Le bras de fer a commencé voilà plus de huit mois. «Le 22 mars, on a été expulsé, par référé, de notre lieu de culte en centre-ville, raconte Hamid Kazed, président de l’Union des associations musulmanes de Clichy (UAMC). Et ça pour construire une médiathèque provisoire dont on ne voit toujours rien ! Non seulement le maire ne nous a jamais reçus, mais il a fait installer une grande banderole «stop aux prières de rue illégales» pour mieux diviser la population !»
Des appels à la violence
À la mairie, on s’insurge : «Au contraire, il y a eu de multiples tentatives de médiation, qui n’ont jamais abouti.» «Depuis juillet 2016, deux associations musulmanes occupaient en toute illégalité des locaux appartenant à la Ville après la fin du bail précaire et révocable qui leur avait été délivré par l’ancienne équipe municipale, rappelle-t-on. Elles ont refusé de rejoindre le nouveau lieu de culte pour des raisons encore floues et ont appelé à des prières de rue. Le maire leur avait proposé l’installation d’une salle de prière complémentaire sur un terrain municipal et la mise à disposition de salles à la Maison des associations pour les activités d’éveil culturel. Ces deux propositions n’ont reçu aucune réponse.» À noter que la médiathèque ouvrira «avant Noël», promet le maire.

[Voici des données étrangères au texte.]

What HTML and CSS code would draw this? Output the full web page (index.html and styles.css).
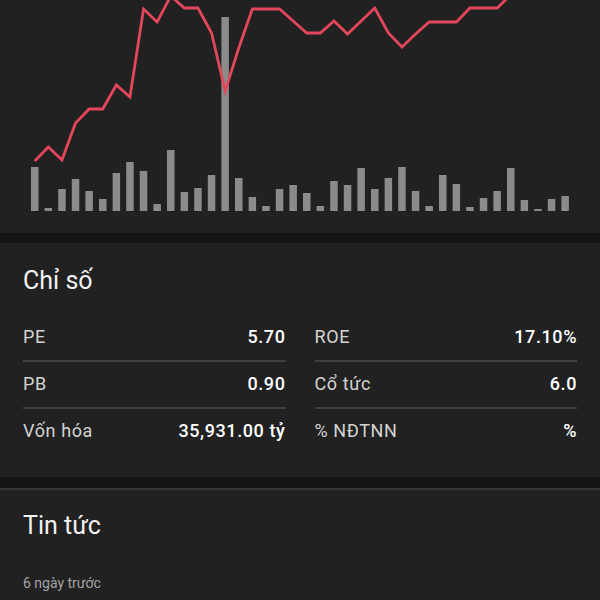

Pourquoi l’UAMC récuse-t-elle le nouveau lieu de prière, rue des Trois-Pavillons, à environ 15 minutes à pied du centre-ville ? «Trop petit, trop excentré, et indigne», juge Hamid Kazed. «Ah, moi aussi j’aimerais mieux être au coeur de Paris !, sourit Mohamed Bechari, président de ce nouveau centre cultuel et culturel, qui dirige aussi la Fédération nationale des musulmans de France (FNMF). Mais je remercie le maire, qui a facilité l’acheminement des fidèles en mettant en place une signalisation très précise et un arrêt du bus (gratuit) juste en face! Ici, tous les musulmans sont les bienvenus. Nous avons 2 000 m² de locaux tout à fait dignes et, le vendredi, comme nous sommes très nombreux, nous organisons deux prières, à 13 heures et à 14 heures. Mais je précise qu’on est ni Frères musulmans, ni salafistes…»
Depuis mars, donc, «des agitateurs incitent à des prières de rue chaque vendredi sur le plus grand boulevard de la ville menant à Paris, déplore Rémi Muzeau. Ces fidèles, qui ne sont pas tous Clichois, puisqu’on en voit beaucoup repartir en métro ensuite, sont manipulés par des gens qui veulent bafouer la République et stigmatiser notre ville». La semaine dernière déjà, le parti Forces laïques était venu demander la fin de «ces manifestations organisées dans la plus grande illégalité». «On peut y entendre en arabe des appels à la violence, qui ont été relayés sur les réseaux sociaux, sans qu’aucune mesure de répression ne soit prise à l’encontre des organisateurs, soutenus depuis le début par le CCIF, s’indigne Laurence MarchandTaillade, sa présidente. Et les forces de l’ordre, missionnées par la Préfecture, sont là en nombre. Le budget de l’Intérieur doit-il être consacré à la protection de prières de rue illégales?» Le 13 octobre dernier, des tracts d’un certain «Mrap» (Mouvement pour le respect et l’adoration du Prophète) ont été récupérés après la prière sur les trottoirs, rapporte le maire. On peut y lire notamment, sous le sous-titre «Mécréants» : «vous les mettrez à mort ou vous leur ferez subir le supplice de la croix (…) Vous les chasserez de leur pays».
Aucune loi n’interdit spécifiquement les prières de rue. D’après la loi de 1905, les «cérémonies, processions et autres manifestations extérieures d’un culte» sont autorisées à condition de ne pas entraver le «passage des rues» ni de troubler la tranquillité publique. «Rendez-vous compte qu’il y a peu, huit femmes de chambre d’un hôtel ont manifesté contre leurs conditions de travail, et elles ont écopé chacune d’une amende de 68 euros !, se récrie Rémi Muzeau. Pendant ce temps, j’ai plusieurs fois interpellé l’État de manière officielle, face à ce statu quo inacceptable pour la tranquillité des riverains, pour le respect de la laïcité et pour l’État de droit. En vain.» La Place Beauvau n’a pas non plus répondu aux sollicitations du Figaro.